Required task: Each line that holds the word "document" should be returned.

Data lines:
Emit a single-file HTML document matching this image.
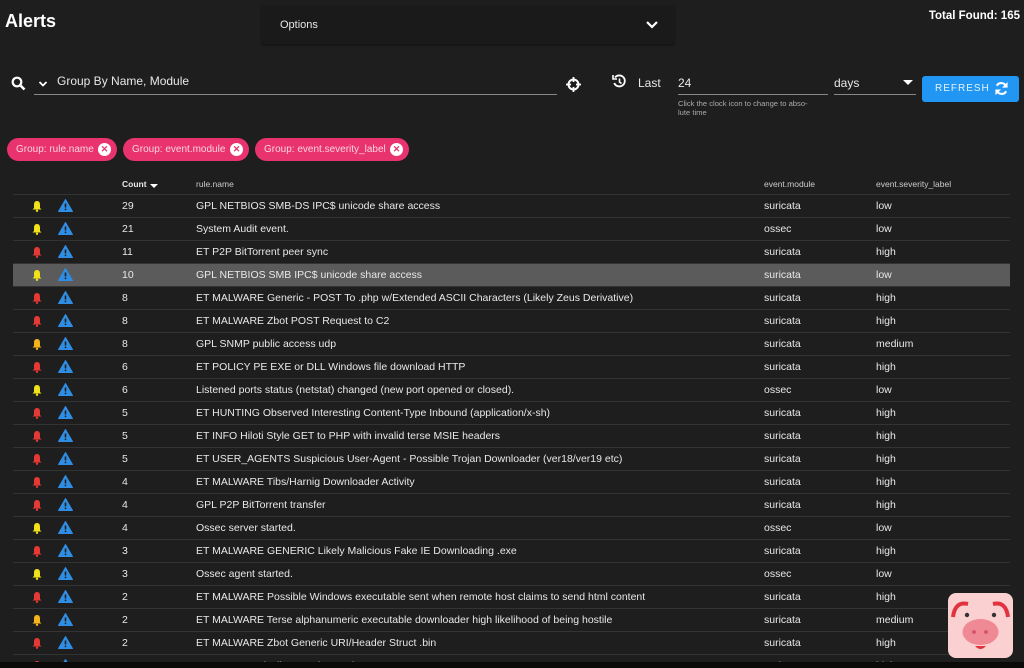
<!DOCTYPE html>
<html style="overflow:hidden;height:668px"><head><meta charset="utf-8"><style>
*{margin:0;padding:0;box-sizing:border-box}
body{width:1024px;height:668px;overflow:hidden;background:#1e1e1e;font-family:"Liberation Sans",sans-serif;color:#e8e8e8;position:relative}
.a{position:absolute}
.chip{position:absolute;top:138px;height:23px;border-radius:12px;background:#e8336f;color:#fbd3df;font-size:10px;line-height:23px;padding-left:9px;white-space:nowrap}
.chip i{position:absolute;right:6px;top:5px;width:13px;height:13px;border-radius:50%;background:#fff;color:#e8336f;font-style:normal;font-size:9px;line-height:13px;text-align:center;font-weight:bold}
.row{position:absolute;left:13px;width:997px;height:23px;border-bottom:1px solid #333;font-size:10.5px;line-height:23px}
.row span{position:absolute;top:0}
.row svg{display:block}
.hl{background:#5b5b5b}
</style></head><body>
<div class="a" style="left:5px;top:11px;font-size:18px;font-weight:bold;color:#fff">Alerts</div>
<div class="a" style="left:262px;top:6px;width:412px;height:38px;background:#1a1a1a;box-shadow:0 1px 2px #111"></div>
<div class="a" style="left:280px;top:19px;font-size:11px">Options</div>
<svg class="a" style="left:645px;top:19px" width="14" height="12" viewBox="0 0 14 12"><path d="M2 3l5 5 5-5" stroke="#fff" stroke-width="2.2" fill="none"/></svg>
<div class="a" style="right:4px;top:10px;font-size:11.5px;font-weight:bold;color:#fff">Total Found: 165</div>
<svg class="a" style="left:11px;top:76px" width="15" height="15" viewBox="0 0 15 15"><circle cx="6" cy="6" r="4.3" stroke="#fff" stroke-width="2.2" fill="none"/><path d="M9 9l4.5 4.5" stroke="#fff" stroke-width="2.6"/></svg>
<svg class="a" style="left:38px;top:80px" width="10" height="8"><path d="M1.5 2l3.5 3.5 3.5-3.5" stroke="#fff" stroke-width="1.8" fill="none"/></svg>
<div class="a" style="left:57px;top:74px;font-size:12px">Group By Name, Module</div>
<div class="a" style="left:34px;top:94px;width:523px;height:1px;background:#888"></div>
<svg class="a" style="left:566px;top:77px" width="15" height="15" viewBox="0 0 15 15"><circle cx="7.5" cy="7.5" r="5" stroke="#fff" stroke-width="2" fill="none"/><path d="M7.5 0v5M7.5 10v5M0 7.5h5M10 7.5h5" stroke="#fff" stroke-width="1.8"/></svg>
<svg class="a" style="left:612px;top:74px" width="15" height="15" viewBox="0 0 15 15"><path d="M3 3.5A5.5 5.5 0 1 1 2.2 9" stroke="#fff" stroke-width="1.8" fill="none"/><path d="M1 1v4h4" stroke="#fff" stroke-width="1.6" fill="none"/><path d="M7.5 4.5v3.5l2 1.5" stroke="#fff" stroke-width="1.6" fill="none"/></svg>
<div class="a" style="left:638px;top:76px;font-size:12px">Last</div>
<div class="a" style="left:678px;top:76px;font-size:12px">24</div>
<div class="a" style="left:678px;top:94px;width:150px;height:1px;background:#888"></div>
<div class="a" style="left:678px;top:99px;width:150px;font-size:7.6px;line-height:9px;color:#aaa">Click the clock icon to change to abso-<br>lute time</div>
<div class="a" style="left:834px;top:76px;font-size:12px">days</div>
<svg class="a" style="left:903px;top:80px" width="10" height="6"><path d="M0 0h10L5 5z" fill="#fff"/></svg>
<div class="a" style="left:834px;top:94px;width:82px;height:1px;background:#888"></div>
<div class="a" style="left:922px;top:76px;width:97px;height:26px;background:#2196f3;border-radius:3px;color:#e3f2fd;font-size:10px;letter-spacing:1px;line-height:26px;padding-left:13px">REFRESH</div>
<svg class="a" style="left:994px;top:81px" width="15" height="15" viewBox="0 0 16 16"><path d="M13 6A5.5 5.5 0 0 0 3 5M3 10a5.5 5.5 0 0 0 10 1" stroke="#fff" stroke-width="2.2" fill="none"/><path d="M14.5 1v6h-6zM1.5 15V9h6z" fill="#fff"/></svg>
<div class="chip" style="left:7px;width:110px">Group: rule.name<i>✕</i></div>
<div class="chip" style="left:123px;width:126px">Group: event.module<i>✕</i></div>
<div class="chip" style="left:255px;width:154px">Group: event.severity_label<i>✕</i></div>
<div class="a" style="left:122px;top:179px;font-size:8.5px;font-weight:bold">Count</div>
<svg class="a" style="left:150px;top:184px" width="8" height="5"><path d="M0 0h8L4 4z" fill="#fff"/></svg>
<div class="a" style="left:196px;top:179px;font-size:8.5px;color:#ccc">rule.name</div>
<div class="a" style="left:764px;top:179px;font-size:8.5px;color:#ccc">event.module</div>
<div class="a" style="left:876px;top:179px;font-size:8.5px;color:#ccc">event.severity_label</div>
<div class="a" style="left:13px;top:194px;width:997px;height:1px;background:#333"></div>
<div id="rows"></div>
<div class="a" style="left:0;top:662px;width:1024px;height:6px;background:#0a0a0a"></div>
<svg class="a" style="left:948px;top:593px" width="65" height="65" viewBox="0 0 65 65"><rect x="0" y="0" width="65" height="65" rx="8" fill="#fbd0d0"/><path d="M5 24Q7 8 20 11" stroke="#e0333f" stroke-width="4" fill="none"/><path d="M60 24Q58 8 45 11" stroke="#e0333f" stroke-width="4" fill="none"/><circle cx="19" cy="22" r="2.2" fill="#333"/><circle cx="46" cy="22" r="2.2" fill="#333"/><ellipse cx="32.5" cy="39" rx="18" ry="13" fill="#ef8a94"/><circle cx="26" cy="39" r="2" fill="#d8566a"/><circle cx="38" cy="39" r="2" fill="#d8566a"/><path d="M27 53q5.5 6 11 0z" fill="#e0333f"/></svg>
<script>
var d=[["29","GPL NETBIOS SMB-DS IPC$ unicode share access","suricata","low"],["21","System Audit event.","ossec","low"],["11","ET P2P BitTorrent peer sync","suricata","high"],["10","GPL NETBIOS SMB IPC$ unicode share access","suricata","low"],["8","ET MALWARE Generic - POST To .php w/Extended ASCII Characters (Likely Zeus Derivative)","suricata","high"],["8","ET MALWARE Zbot POST Request to C2","suricata","high"],["8","GPL SNMP public access udp","suricata","medium"],["6","ET POLICY PE EXE or DLL Windows file download HTTP","suricata","high"],["6","Listened ports status (netstat) changed (new port opened or closed).","ossec","low"],["5","ET HUNTING Observed Interesting Content-Type Inbound (application/x-sh)","suricata","high"],["5","ET INFO Hiloti Style GET to PHP with invalid terse MSIE headers","suricata","high"],["5","ET USER_AGENTS Suspicious User-Agent - Possible Trojan Downloader (ver18/ver19 etc)","suricata","high"],["4","ET MALWARE Tibs/Harnig Downloader Activity","suricata","high"],["4","GPL P2P BitTorrent transfer","suricata","high"],["4","Ossec server started.","ossec","low"],["3","ET MALWARE GENERIC Likely Malicious Fake IE Downloading .exe","suricata","high"],["3","Ossec agent started.","ossec","low"],["2","ET MALWARE Possible Windows executable sent when remote host claims to send html content","suricata","high"],["2","ET MALWARE Terse alphanumeric executable downloader high likelihood of being hostile","suricata","medium"],["2","ET MALWARE Zbot Generic URI/Header Struct .bin","suricata","high"],["2","ET P2P BTWebClient UA (Torrent) ...","suricata","high"]];
var h="";d.forEach(function(r,i){var c=r[3]=="low"?"#f2e21a":r[3]=="medium"?"#f5b51a":"#e53935";
h+='<div class="row'+(i==3?' hl':'')+'" style="top:'+(195+i*23)+'px"><span style="left:18px;top:5px"><svg width="12" height="12" viewBox="0 0 12 12"><path d="M6 1C3.5 1 3 3 3 5v3L1.5 9.5h9L9 8V5C9 3 8.5 1 6 1z" fill="'+c+'"/><circle cx="6" cy="10.8" r="1.2" fill="'+c+'"/></svg></span><span style="left:45px;top:4px"><svg width="15" height="13" viewBox="0 0 15 13"><path d="M7.5 0.5L14.5 12.5H0.5z" fill="#2f8de4" stroke="#2f8de4" stroke-linejoin="round"/><path d="M7.5 4.5v4" stroke="#1e1e1e" stroke-width="1.6"/><circle cx="7.5" cy="10.4" r="0.9" fill="#1e1e1e"/></svg></span><span style="left:109px">'+r[0]+'</span><span style="left:183px">'+r[1]+'</span><span style="left:751px">'+r[2]+'</span><span style="left:863px">'+r[3]+'</span></div>'});
document.getElementById("rows").innerHTML=h;
</script>
</body></html>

Exercise answer:
Emit a single-file HTML document matching this image.
document.getElementById("rows").innerHTML=h;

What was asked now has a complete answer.